Ten Years of This Normal Life

by Brian on September 11, 2012

in A Parent in Israel,Food,Jewish Holidays and Culture,Just For Fun,Only in Israel

The original logo for This Normal Life

It was ten years ago that I started writing This Normal Life, my personal blog. And for ten years, I have posted a minimum of one essay per week. Actually, in the first year, I published more like 2-3 a week, but as the blog became more established and I realized it would be around for a while, I settled down to a more durable schedule. And for these ten years, I’ve only missed a publication date a couple of times.
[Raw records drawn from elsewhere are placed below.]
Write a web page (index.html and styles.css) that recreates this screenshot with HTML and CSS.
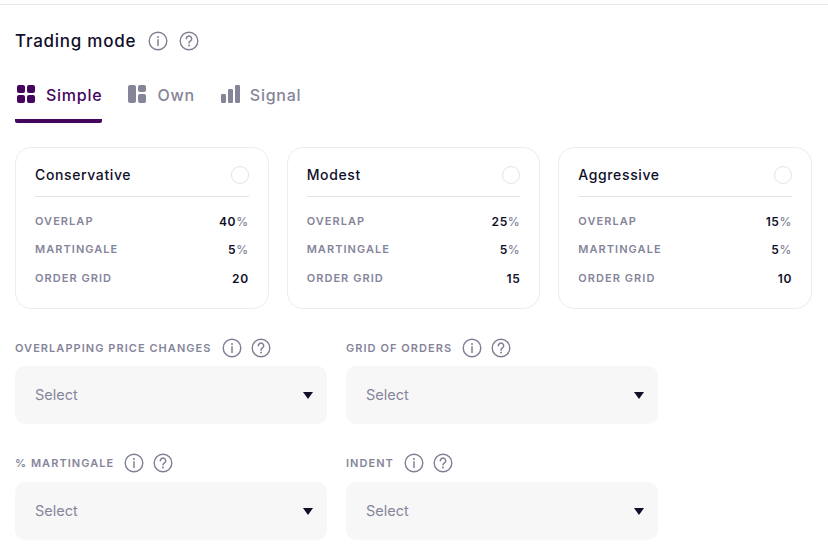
FILE: index.html
```html
<!DOCTYPE html>
<html lang="en">
<head>
<meta charset="utf-8">
<title>Trading mode</title>
<link rel="stylesheet" href="styles.css">
</head>
<body>
<svg class="defs" width="0" height="0" aria-hidden="true">
  <symbol id="info" viewBox="0 0 20 20"><circle cx="10" cy="10" r="8.8" fill="none" stroke="currentColor" stroke-width="1.4"/><path d="M10 8.8v5.6" fill="none" stroke="currentColor" stroke-width="1.5" stroke-linecap="round"/><circle cx="10" cy="6" r="1" fill="currentColor"/></symbol>
  <symbol id="help" viewBox="0 0 20 20"><circle cx="10" cy="10" r="8.8" fill="none" stroke="currentColor" stroke-width="1.4"/><path d="M7.3 7.7a2.7 2.6 0 1 1 4.2 2.2c-.9.6-1.5 1.1-1.5 2.2" fill="none" stroke="currentColor" stroke-width="1.5" stroke-linecap="round"/><circle cx="10" cy="14.6" r="1" fill="currentColor"/></symbol>
</svg>
<main class="page">
  <header class="title-row">
    <h1 class="title">Trading mode</h1>
    <div class="hints hints-wide">
      <svg class="hint"><use href="#info"/></svg>
      <svg class="hint"><use href="#help"/></svg>
    </div>
  </header>
  <nav class="tabs">
    <div class="tab tab-active">
      <svg class="tab-icon" viewBox="0 0 22 22"><rect x="2" y="2" width="8" height="8" rx="2"/><rect x="12" y="2" width="8" height="8" rx="2"/><rect x="2" y="12" width="8" height="8" rx="2"/><rect x="12" y="12" width="8" height="8" rx="2"/></svg>
      <span>Simple</span>
    </div>
    <div class="tab">
      <svg class="tab-icon" viewBox="0 0 22 22"><rect x="2" y="2" width="8" height="18" rx="2"/><rect x="12" y="2" width="8" height="7" rx="2"/><rect x="12" y="11" width="8" height="9" rx="2"/></svg>
      <span>Own</span>
    </div>
    <div class="tab">
      <svg class="tab-icon" viewBox="0 0 22 22"><rect x="2" y="11" width="5" height="9" rx="1.2"/><rect x="9" y="6" width="5" height="14" rx="1.2"/><rect x="16" y="2" width="5" height="18" rx="1.2"/></svg>
      <span>Signal</span>
    </div>
  </nav>
  <section class="cards">
    <article class="card">
      <div class="card-head"><h2 class="card-title">Conservative</h2><span class="radio"></span></div>
      <dl class="stats">
        <div class="stat"><dt>OVERLAP</dt><dd>40<span class="pct">%</span></dd></div>
        <div class="stat"><dt>MARTINGALE</dt><dd>5<span class="pct">%</span></dd></div>
        <div class="stat"><dt>ORDER GRID</dt><dd>20</dd></div>
      </dl>
    </article>
    <article class="card">
      <div class="card-head"><h2 class="card-title">Modest</h2><span class="radio"></span></div>
      <dl class="stats">
        <div class="stat"><dt>OVERLAP</dt><dd>25<span class="pct">%</span></dd></div>
        <div class="stat"><dt>MARTINGALE</dt><dd>5<span class="pct">%</span></dd></div>
        <div class="stat"><dt>ORDER GRID</dt><dd>15</dd></div>
      </dl>
    </article>
    <article class="card">
      <div class="card-head"><h2 class="card-title">Aggressive</h2><span class="radio"></span></div>
      <dl class="stats">
        <div class="stat"><dt>OVERLAP</dt><dd>15<span class="pct">%</span></dd></div>
        <div class="stat"><dt>MARTINGALE</dt><dd>5<span class="pct">%</span></dd></div>
        <div class="stat"><dt>ORDER GRID</dt><dd>10</dd></div>
      </dl>
    </article>
  </section>
  <section class="fields">
    <div class="field">
      <div class="field-label"><span>OVERLAPPING PRICE CHANGES</span><div class="hints"><svg class="hint"><use href="#info"/></svg><svg class="hint"><use href="#help"/></svg></div></div>
      <div class="select"><span>Select</span><i class="caret"></i></div>
    </div>
    <div class="field">
      <div class="field-label"><span>GRID OF ORDERS</span><div class="hints"><svg class="hint"><use href="#info"/></svg><svg class="hint"><use href="#help"/></svg></div></div>
      <div class="select"><span>Select</span><i class="caret"></i></div>
    </div>
    <div class="field">
      <div class="field-label"><span>% MARTINGALE</span><div class="hints"><svg class="hint"><use href="#info"/></svg><svg class="hint"><use href="#help"/></svg></div></div>
      <div class="select"><span>Select</span><i class="caret"></i></div>
    </div>
    <div class="field">
      <div class="field-label"><span>INDENT</span><div class="hints"><svg class="hint"><use href="#info"/></svg><svg class="hint"><use href="#help"/></svg></div></div>
      <div class="select"><span>Select</span><i class="caret"></i></div>
    </div>
  </section>
</main>
</body>
</html>
```
FILE: styles.css
```css
* { box-sizing: border-box; }
html, body { margin: 0; padding: 0; background: #fff; }
body { font-family: Inter, "Liberation Sans", sans-serif; color: #0f0f2a; overflow: hidden; }
.defs { position: absolute; }
.page { margin-top: 4px; border-top: 1px solid #e6e6e6; padding: 24px 16px 0 15px; width: 828px; }
.title-row { display: flex; align-items: center; gap: 12px; height: 24px; }
.title { margin: 0; font-size: 17px; font-weight: 500; letter-spacing: .75px; }
.hints { display: flex; align-items: center; gap: 9px; color: #7f7f93; }
.hints-wide { gap: 11px; }
.hint { width: 20px; height: 20px; display: block; }
.tabs { display: flex; gap: 24px; margin-top: 21px; height: 49px; }
.tab { display: flex; align-items: flex-start; gap: 9px; height: 49px; padding-top: 9px; color: #85859a; font-size: 16px; font-weight: 500; letter-spacing: .75px; line-height: 24px; }
.tab-active { color: #45055f; border-bottom: 4px solid #45055f; border-radius: 0 0 2px 2px; }
.tab-icon { width: 22px; height: 22px; fill: currentColor; display: block; }
.cards { display: grid; grid-template-columns: repeat(3, 1fr); gap: 18px; width: 797px; margin-top: 24px; }
.card { border: 1px solid #ececec; border-radius: 16px; height: 162px; padding: 17px 19px 0; }
.card-head { display: flex; justify-content: space-between; align-items: center; box-sizing: content-box; height: 20px; padding-bottom: 11px; border-bottom: 1px solid #e3e3e3; }
.card-title { margin: 0 0 2px; font-size: 14px; font-weight: 500; letter-spacing: .62px; }
.radio { width: 18px; height: 18px; border: 1px solid #e3e3e3; border-radius: 50%; }
.stats { margin: 15px 0 0; display: flex; flex-direction: column; gap: 10px; }
.stat { display: flex; justify-content: space-between; align-items: center; height: 18px; }
.stat:last-child { margin-top: 1px; }
.stat dt { font-size: 11px; font-weight: 600; letter-spacing: 1.05px; color: #85859a; }
.stat dd { margin: 0; font-size: 12px; font-weight: 600; letter-spacing: .6px; }
.pct { color: #85859a; font-weight: 500; }
.fields { display: grid; grid-template-columns: 312px 312px; column-gap: 19px; row-gap: 29px; margin-top: 29px; }
.field-label { display: flex; align-items: center; gap: 10px; height: 20px; font-size: 11px; font-weight: 600; letter-spacing: 1.05px; color: #85859a; }
.select { display: flex; justify-content: space-between; align-items: center; height: 58px; margin-top: 8px; padding: 0 14px 2px 20px; background: #f7f7f7; border-radius: 10px; font-size: 14.5px; color: #85859a; }
.field:nth-child(n+3) .select { margin-top: 9px; }
.caret { width: 0; height: 0; border-left: 5.5px solid transparent; border-right: 5.5px solid transparent; border-top: 7px solid #0f0f2a; margin-top: 2px; }
```
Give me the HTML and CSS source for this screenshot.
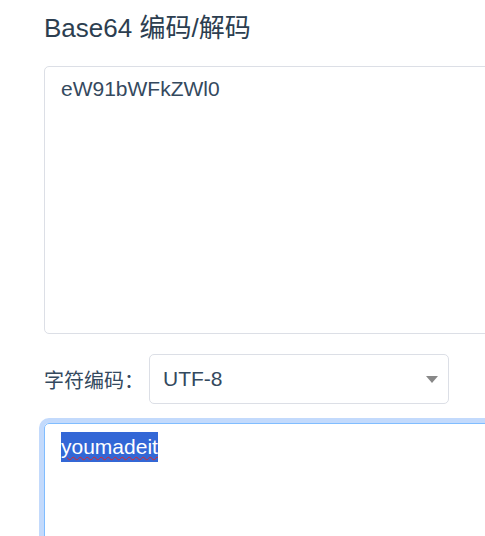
FILE: index.html
```html
<!DOCTYPE html>
<html lang="zh-CN">
<head>
    <meta charset="UTF-8">
    <meta name="viewport" content="width=device-width, initial-scale=1.0">
    <title>Base64 编码/解码</title>
    <link rel="stylesheet" href="styles.css">
</head>
<body>
    <div class="container">
        <h2 class="title">Base64 编码/解码</h2>

        <!-- Encoded output -->
        <div class="text-box">eW91bWFkZWl0</div>

        <!-- Charset picker -->
        <div class="charset-row">
            <label class="charset-label">字符编码：</label>
            <div class="charset-select">
                <span>UTF-8</span>
                <svg class="caret" width="12" height="7" viewBox="0 0 12 7">
                    <path d="M0 0 H12 L6 7 Z" fill="#888"></path>
                </svg>
            </div>
        </div>

        <!-- Plain text input -->
        <div class="text-box focused"><span class="selected">youmadeit</span></div>
    </div>
</body>
</html>
```

FILE: styles.css
```css
body {
    font-family: "Liberation Sans", "Noto Sans CJK SC", sans-serif;
    background-color: #fff;
    margin: 0;
    padding: 0;
    overflow: hidden;
}

.container {
    width: 640px;
    padding: 13px 0 0 44px;
}

.title {
    margin: 0 0 22px 0;
    font-size: 26px;
    font-weight: normal;
    line-height: 31px;
    color: #2c3e50;
}

.text-box {
    height: 268px;
    padding: 10px 16px;
    box-sizing: border-box;
    border: 1px solid #dcdfe6;
    border-radius: 5px;
    font-size: 21px;
    line-height: 24px;
    color: #34495e;
}

.text-box.focused {
    height: 130px;
    border-color: #80bdff;
    box-shadow: 0 0 0 5px #c3dafc;
    padding-top: 11px;
}

.selected {
    background: #3367d6;
    color: white;
    padding: 3px 0 4px;
    text-decoration: underline wavy #e0262b;
    text-decoration-thickness: 1px;
    text-underline-offset: 2px;
}

.charset-row {
    display: flex;
    align-items: center;
    margin: 20px 0 19px 0;
}

.charset-label {
    font-family: "Liberation Sans", "Noto Sans CJK TC", sans-serif;
    font-size: 20px;
    color: #34495e;
    width: 105px;
}

.charset-select {
    width: 300px;
    height: 50px;
    box-sizing: border-box;
    padding: 0 10px 0 13px;
    border: 1px solid #dcdfe6;
    border-radius: 5px;
    display: flex;
    align-items: center;
    justify-content: space-between;
    font-size: 21px;
    color: #34495e;
}
```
Even when I was on vacation, I would write a few posts in advance, which I would set to auto-publish while I was away.

When I started This Normal Life, it was during the height of the Intifada when suicide bombs were going off nearly every day. I wanted to convey that Israelis were not cowering in their doorsteps, quaking in fear, as the media portrayed, but rather that we were still going out to cafes, sending our kids to school on the bus and, well, living normal lives.

There was another reason I chose to launch this blog. A month before I started to write, our cousin Marla Bennett was killed in the bomb attack at the cafeteria at Hebrew University. Marla was what’s known as a bat bayit in our house – she was over all the time, came for Shabbat meals, played with our kids.

We were abroad when we heard the news. We had given her our car to use while we were away. The day that she died, she had one set of our car keys in her purse. They wound up with the police and were eventually returned to us. There were still bloodstains on them. We’ve never used them since.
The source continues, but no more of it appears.